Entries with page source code
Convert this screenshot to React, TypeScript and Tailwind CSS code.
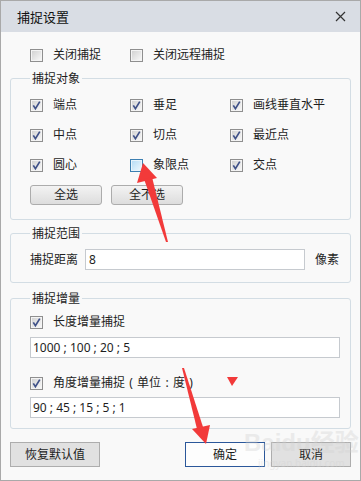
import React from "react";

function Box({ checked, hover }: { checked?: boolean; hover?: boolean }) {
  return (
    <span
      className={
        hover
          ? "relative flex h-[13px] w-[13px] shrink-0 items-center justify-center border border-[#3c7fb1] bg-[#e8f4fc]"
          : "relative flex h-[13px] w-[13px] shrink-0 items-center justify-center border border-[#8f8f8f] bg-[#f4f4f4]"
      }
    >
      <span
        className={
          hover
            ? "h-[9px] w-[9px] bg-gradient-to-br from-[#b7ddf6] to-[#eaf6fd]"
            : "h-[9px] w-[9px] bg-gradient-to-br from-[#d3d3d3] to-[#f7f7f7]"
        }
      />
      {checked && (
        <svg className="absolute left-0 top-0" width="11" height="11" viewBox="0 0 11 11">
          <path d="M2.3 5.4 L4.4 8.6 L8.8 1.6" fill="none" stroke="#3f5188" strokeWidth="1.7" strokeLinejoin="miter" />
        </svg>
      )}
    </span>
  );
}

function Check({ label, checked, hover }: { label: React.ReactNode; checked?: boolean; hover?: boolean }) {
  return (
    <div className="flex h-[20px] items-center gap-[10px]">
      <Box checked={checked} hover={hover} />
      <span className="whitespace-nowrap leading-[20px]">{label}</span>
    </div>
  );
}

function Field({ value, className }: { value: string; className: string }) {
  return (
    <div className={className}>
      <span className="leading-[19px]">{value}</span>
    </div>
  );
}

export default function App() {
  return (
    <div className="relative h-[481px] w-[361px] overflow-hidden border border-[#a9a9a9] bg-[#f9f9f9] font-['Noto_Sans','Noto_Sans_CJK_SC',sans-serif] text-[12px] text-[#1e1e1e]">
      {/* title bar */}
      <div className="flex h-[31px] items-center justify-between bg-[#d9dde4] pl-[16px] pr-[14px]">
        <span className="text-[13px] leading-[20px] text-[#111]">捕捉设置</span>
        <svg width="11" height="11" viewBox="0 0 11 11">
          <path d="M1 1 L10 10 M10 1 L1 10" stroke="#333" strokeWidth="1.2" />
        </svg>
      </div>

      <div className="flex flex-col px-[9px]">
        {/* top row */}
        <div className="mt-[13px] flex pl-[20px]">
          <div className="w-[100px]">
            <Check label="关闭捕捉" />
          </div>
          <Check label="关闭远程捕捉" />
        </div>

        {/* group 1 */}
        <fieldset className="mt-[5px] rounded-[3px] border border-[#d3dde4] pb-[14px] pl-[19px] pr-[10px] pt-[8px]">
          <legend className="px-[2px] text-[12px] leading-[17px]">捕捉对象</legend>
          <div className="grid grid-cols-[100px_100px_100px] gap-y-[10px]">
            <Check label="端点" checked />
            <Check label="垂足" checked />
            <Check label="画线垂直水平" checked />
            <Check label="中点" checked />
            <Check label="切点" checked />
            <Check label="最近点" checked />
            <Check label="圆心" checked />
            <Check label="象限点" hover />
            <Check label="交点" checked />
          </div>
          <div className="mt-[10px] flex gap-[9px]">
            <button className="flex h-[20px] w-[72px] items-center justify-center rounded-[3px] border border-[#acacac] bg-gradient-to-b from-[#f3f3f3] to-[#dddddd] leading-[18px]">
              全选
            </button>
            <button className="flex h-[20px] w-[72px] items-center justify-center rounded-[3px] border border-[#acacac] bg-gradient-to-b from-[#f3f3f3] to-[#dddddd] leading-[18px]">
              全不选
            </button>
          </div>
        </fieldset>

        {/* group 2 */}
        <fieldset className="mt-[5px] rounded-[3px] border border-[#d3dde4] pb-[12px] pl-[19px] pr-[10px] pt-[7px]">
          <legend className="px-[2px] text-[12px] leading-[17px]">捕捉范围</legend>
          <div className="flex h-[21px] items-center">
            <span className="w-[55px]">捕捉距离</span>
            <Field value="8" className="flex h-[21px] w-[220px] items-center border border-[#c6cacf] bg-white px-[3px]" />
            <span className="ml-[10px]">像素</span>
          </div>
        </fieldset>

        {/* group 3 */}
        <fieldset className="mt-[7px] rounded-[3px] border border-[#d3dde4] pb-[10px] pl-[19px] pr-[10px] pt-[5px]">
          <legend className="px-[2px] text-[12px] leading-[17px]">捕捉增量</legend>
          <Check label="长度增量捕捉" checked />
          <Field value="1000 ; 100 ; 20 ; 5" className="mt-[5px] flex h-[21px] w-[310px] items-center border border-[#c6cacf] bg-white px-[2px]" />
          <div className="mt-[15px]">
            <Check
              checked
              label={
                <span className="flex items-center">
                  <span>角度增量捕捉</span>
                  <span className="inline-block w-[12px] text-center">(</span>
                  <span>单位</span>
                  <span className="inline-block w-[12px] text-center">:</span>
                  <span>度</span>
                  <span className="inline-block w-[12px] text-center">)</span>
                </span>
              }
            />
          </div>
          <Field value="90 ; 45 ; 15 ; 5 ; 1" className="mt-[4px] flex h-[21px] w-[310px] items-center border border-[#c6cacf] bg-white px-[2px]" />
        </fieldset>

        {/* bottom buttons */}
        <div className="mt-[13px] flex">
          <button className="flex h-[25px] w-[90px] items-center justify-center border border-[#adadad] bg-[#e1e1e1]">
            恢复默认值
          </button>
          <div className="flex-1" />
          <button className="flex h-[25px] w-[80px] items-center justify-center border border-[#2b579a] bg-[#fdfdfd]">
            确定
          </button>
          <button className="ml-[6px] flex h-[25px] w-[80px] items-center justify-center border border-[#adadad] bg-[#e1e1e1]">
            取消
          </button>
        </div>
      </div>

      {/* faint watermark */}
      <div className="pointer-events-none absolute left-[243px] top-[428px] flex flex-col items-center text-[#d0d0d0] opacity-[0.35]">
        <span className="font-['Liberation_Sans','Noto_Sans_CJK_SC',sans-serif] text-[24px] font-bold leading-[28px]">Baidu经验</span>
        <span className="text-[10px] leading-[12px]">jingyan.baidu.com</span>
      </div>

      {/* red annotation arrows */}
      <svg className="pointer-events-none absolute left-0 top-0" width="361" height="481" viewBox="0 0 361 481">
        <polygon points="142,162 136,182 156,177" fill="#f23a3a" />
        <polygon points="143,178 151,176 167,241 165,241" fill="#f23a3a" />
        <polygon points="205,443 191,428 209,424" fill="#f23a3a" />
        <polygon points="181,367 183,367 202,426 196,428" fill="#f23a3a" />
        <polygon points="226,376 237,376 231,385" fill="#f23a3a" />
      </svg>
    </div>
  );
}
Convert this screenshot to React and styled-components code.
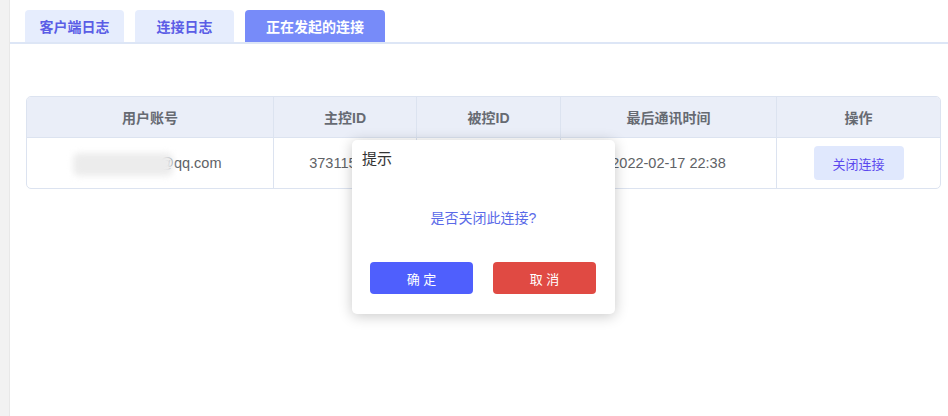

Written request:
Transcribe each line above verbatim, with the pictures left out.

The output:
Convert this screenshot to React, TypeScript and Tailwind CSS code.
import React from "react";

function Box({ checked, hover }: { checked?: boolean; hover?: boolean }) {
  return (
    <span
      className={
        hover
          ? "relative flex h-[13px] w-[13px] shrink-0 items-center justify-center border border-[#3c7fb1] bg-[#e8f4fc]"
          : "relative flex h-[13px] w-[13px] shrink-0 items-center justify-center border border-[#8f8f8f] bg-[#f4f4f4]"
      }
    >
      <span
        className={
          hover
            ? "h-[9px] w-[9px] bg-gradient-to-br from-[#b7ddf6] to-[#eaf6fd]"
            : "h-[9px] w-[9px] bg-gradient-to-br from-[#d3d3d3] to-[#f7f7f7]"
        }
      />
      {checked && (
        <svg className="absolute left-0 top-0" width="11" height="11" viewBox="0 0 11 11">
          <path d="M2.3 5.4 L4.4 8.6 L8.8 1.6" fill="none" stroke="#3f5188" strokeWidth="1.7" strokeLinejoin="miter" />
        </svg>
      )}
    </span>
  );
}

function Check({ label, checked, hover }: { label: React.ReactNode; checked?: boolean; hover?: boolean }) {
  return (
    <div className="flex h-[20px] items-center gap-[10px]">
      <Box checked={checked} hover={hover} />
      <span className="whitespace-nowrap leading-[20px]">{label}</span>
    </div>
  );
}

function Field({ value, className }: { value: string; className: string }) {
  return (
    <div className={className}>
      <span className="leading-[19px]">{value}</span>
    </div>
  );
}

export default function App() {
  return (
    <div className="relative h-[481px] w-[361px] overflow-hidden border border-[#a9a9a9] bg-[#f9f9f9] font-['Noto_Sans','Noto_Sans_CJK_SC',sans-serif] text-[12px] text-[#1e1e1e]">
      {/* title bar */}
      <div className="flex h-[31px] items-center justify-between bg-[#d9dde4] pl-[16px] pr-[14px]">
        <span className="text-[13px] leading-[20px] text-[#111]">捕捉设置</span>
        <svg width="11" height="11" viewBox="0 0 11 11">
          <path d="M1 1 L10 10 M10 1 L1 10" stroke="#333" strokeWidth="1.2" />
        </svg>
      </div>

      <div className="flex flex-col px-[9px]">
        {/* top row */}
        <div className="mt-[13px] flex pl-[20px]">
          <div className="w-[100px]">
            <Check label="关闭捕捉" />
          </div>
          <Check label="关闭远程捕捉" />
        </div>

        {/* group 1 */}
        <fieldset className="mt-[5px] rounded-[3px] border border-[#d3dde4] pb-[14px] pl-[19px] pr-[10px] pt-[8px]">
          <legend className="px-[2px] text-[12px] leading-[17px]">捕捉对象</legend>
          <div className="grid grid-cols-[100px_100px_100px] gap-y-[10px]">
            <Check label="端点" checked />
            <Check label="垂足" checked />
            <Check label="画线垂直水平" checked />
            <Check label="中点" checked />
            <Check label="切点" checked />
            <Check label="最近点" checked />
            <Check label="圆心" checked />
            <Check label="象限点" hover />
            <Check label="交点" checked />
          </div>
          <div className="mt-[10px] flex gap-[9px]">
            <button className="flex h-[20px] w-[72px] items-center justify-center rounded-[3px] border border-[#acacac] bg-gradient-to-b from-[#f3f3f3] to-[#dddddd] leading-[18px]">
              全选
            </button>
            <button className="flex h-[20px] w-[72px] items-center justify-center rounded-[3px] border border-[#acacac] bg-gradient-to-b from-[#f3f3f3] to-[#dddddd] leading-[18px]">
              全不选
            </button>
          </div>
        </fieldset>

        {/* group 2 */}
        <fieldset className="mt-[5px] rounded-[3px] border border-[#d3dde4] pb-[12px] pl-[19px] pr-[10px] pt-[7px]">
          <legend className="px-[2px] text-[12px] leading-[17px]">捕捉范围</legend>
          <div className="flex h-[21px] items-center">
            <span className="w-[55px]">捕捉距离</span>
            <Field value="8" className="flex h-[21px] w-[220px] items-center border border-[#c6cacf] bg-white px-[3px]" />
            <span className="ml-[10px]">像素</span>
          </div>
        </fieldset>

        {/* group 3 */}
        <fieldset className="mt-[7px] rounded-[3px] border border-[#d3dde4] pb-[10px] pl-[19px] pr-[10px] pt-[5px]">
          <legend className="px-[2px] text-[12px] leading-[17px]">捕捉增量</legend>
          <Check label="长度增量捕捉" checked />
          <Field value="1000 ; 100 ; 20 ; 5" className="mt-[5px] flex h-[21px] w-[310px] items-center border border-[#c6cacf] bg-white px-[2px]" />
          <div className="mt-[15px]">
            <Check
              checked
              label={
                <span className="flex items-center">
                  <span>角度增量捕捉</span>
                  <span className="inline-block w-[12px] text-center">(</span>
                  <span>单位</span>
                  <span className="inline-block w-[12px] text-center">:</span>
                  <span>度</span>
                  <span className="inline-block w-[12px] text-center">)</span>
                </span>
              }
            />
          </div>
          <Field value="90 ; 45 ; 15 ; 5 ; 1" className="mt-[4px] flex h-[21px] w-[310px] items-center border border-[#c6cacf] bg-white px-[2px]" />
        </fieldset>

        {/* bottom buttons */}
        <div className="mt-[13px] flex">
          <button className="flex h-[25px] w-[90px] items-center justify-center border border-[#adadad] bg-[#e1e1e1]">
            恢复默认值
          </button>
          <div className="flex-1" />
          <button className="flex h-[25px] w-[80px] items-center justify-center border border-[#2b579a] bg-[#fdfdfd]">
            确定
          </button>
          <button className="ml-[6px] flex h-[25px] w-[80px] items-center justify-center border border-[#adadad] bg-[#e1e1e1]">
            取消
          </button>
        </div>
      </div>

      {/* faint watermark */}
      <div className="pointer-events-none absolute left-[243px] top-[428px] flex flex-col items-center text-[#d0d0d0] opacity-[0.35]">
        <span className="font-['Liberation_Sans','Noto_Sans_CJK_SC',sans-serif] text-[24px] font-bold leading-[28px]">Baidu经验</span>
        <span className="text-[10px] leading-[12px]">jingyan.baidu.com</span>
      </div>

      {/* red annotation arrows */}
      <svg className="pointer-events-none absolute left-0 top-0" width="361" height="481" viewBox="0 0 361 481">
        <polygon points="142,162 136,182 156,177" fill="#f23a3a" />
        <polygon points="143,178 151,176 167,241 165,241" fill="#f23a3a" />
        <polygon points="205,443 191,428 209,424" fill="#f23a3a" />
        <polygon points="181,367 183,367 202,426 196,428" fill="#f23a3a" />
        <polygon points="226,376 237,376 231,385" fill="#f23a3a" />
      </svg>
    </div>
  );
}
Convert this screenshot to React and styled-components code.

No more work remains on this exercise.